‘Moral compass’ takes Boise veteran, a former Green Beret, to Ukraine to train forces
Just months ago, Nick Maimer was living in his home on the Boise Bench.
Now he is halfway around the world, spending his days in the muddy fields outside Kyiv, training Ukrainian civilians how to fight off Russian soldiers.
The story behind how a Treasure Valley native found himself there hinges on a Facebook message.
Maimer, 44, moved to Spain to teach English two months before Russian President Vladimir Putin ordered an invasion of Ukraine, a former Soviet Union republic, in late February. Watching from the other side of Europe, he said he felt a “calling” to find a way to help.

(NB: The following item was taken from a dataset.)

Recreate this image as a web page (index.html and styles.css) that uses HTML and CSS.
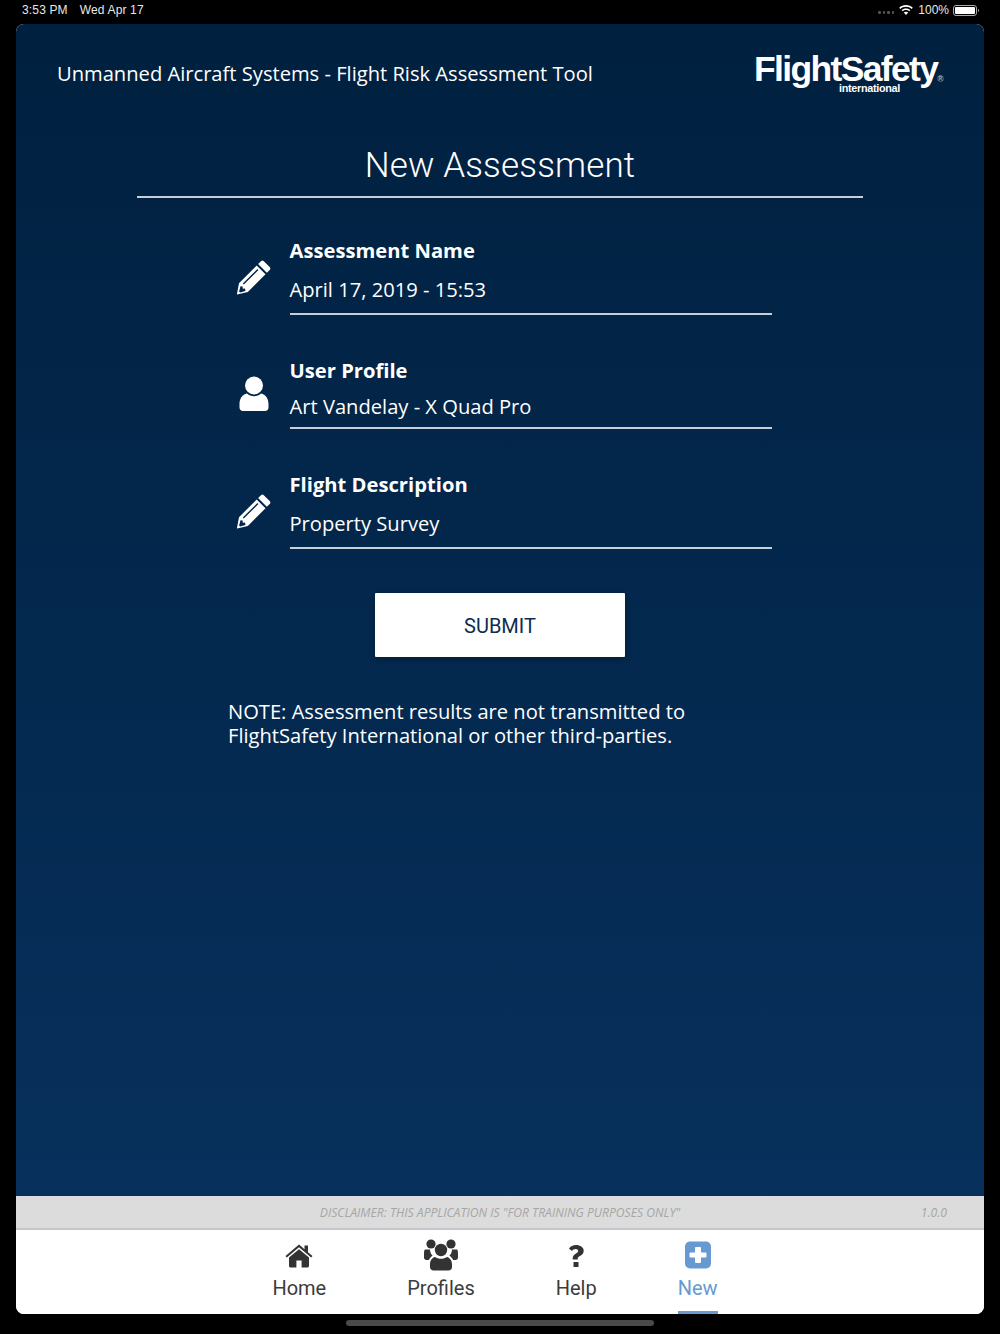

“I think this is one of the most clear-cut unjust invasions in recent history,” Maimer said in a phone interview with the Idaho Statesman. “It’s really obvious to everybody that it’s an unjustified invasion. So I felt like my moral compass just pointed me towards it.”
And the Idahoan felt he had something to offer Ukrainians.
Before retiring in 2018, he spent 20 years in the military, eventually becoming a Green Beret. He said he was confident that he could help train people who suddenly found themselves having to defend their homes, property and cities.
He said many of his friends and family in Idaho didn’t understand his desire to wade into a war zone, though.
“Oh, there was lots of concern,” Maimer said. “… But I’ve run into New Zealanders, Frenchmen and various Americans. I think there’s just people that kind of have that calling.”
His family shipped his combat gear to Poland, Maimer said, and he eventually reached out to the nonprofit AFGFree — which was working to get supplies into Ukraine and help people evacuate — to see if they could use his help. He and AFGFree founder Perry Blackburn, a retired lieutenant colonel, began messaging on Facebook and bonding over having both served in the U.S. Army Special Forces.
Blackburn was looking for someone with military training to help assess new members of Ukraine’s Territorial Defense Force.
“The best guy to help was someone who I’d never met before,” Blackburn said. “I got ahold of Nick and said, ‘Hey, brother, come on out here and look at this training and let’s see what we can do.’”
Improving training for Ukrainian volunteers
The New York Times described the Defense Force as a branch of the Ukrainian army made up of volunteers who were just going to protect residents but now are being sent farther afield to fight.
“Volunteers who had signed up to defend hometowns now find themselves deployed to the front,” The Times reported. “Sometimes they are trained only once they arrive because that’s where the available weapons are.”
Blackburn said the shift to sending Defense Force members to more serious combat zones meant Ukraine needed to improve training. Members of the military asked Blackburn to help. After Maimer joined him, the two veterans said they started out by assessing new recruits to find gaps in combat knowledge. And they said sometimes the training was as simple as showing people how to fire a gun.
“Some of them have some experience, some of them don’t,” Blackburn said. “Some of them are just civilians that were anything from teachers, doctors, lawyers one day, and now they’re foot soldiers next.”
Maimer and Blackburn have since started work on a more serious project: designing a three- to four-week Territorial Defense Force training program for the Ukrainian army to implement on a wider scale. They have presented it to commanders, but a decision on whether to implement it has not been made.
“If it works out for them, there will be thousands that will probably go through the program,” Blackburn said. “And Nick will help lead that program. Nick will be the one pivotal guy that has put that together.”
Maimer’s life now looks drastically different from his days working in Saint Alphonsus Health System’s IT department. He lives in a small apartment near Kyiv and said most of his day is taken up by training and course writing, meaning his “social life is nonexistent.” But he described his time working with the Ukrainian forces as “phenomenal.”
Maimer said he has been moved by Ukrainians’ generosity and willingness to learn.
“If there was one thing I would want Idahoans to know is that these aren’t really foreigners,” Maimer said. “These are humans, just the same as them. All they have to do is imagine the tragedy and pain they would feel if their homes were shelled and civilians were indiscriminately killed in the streets.”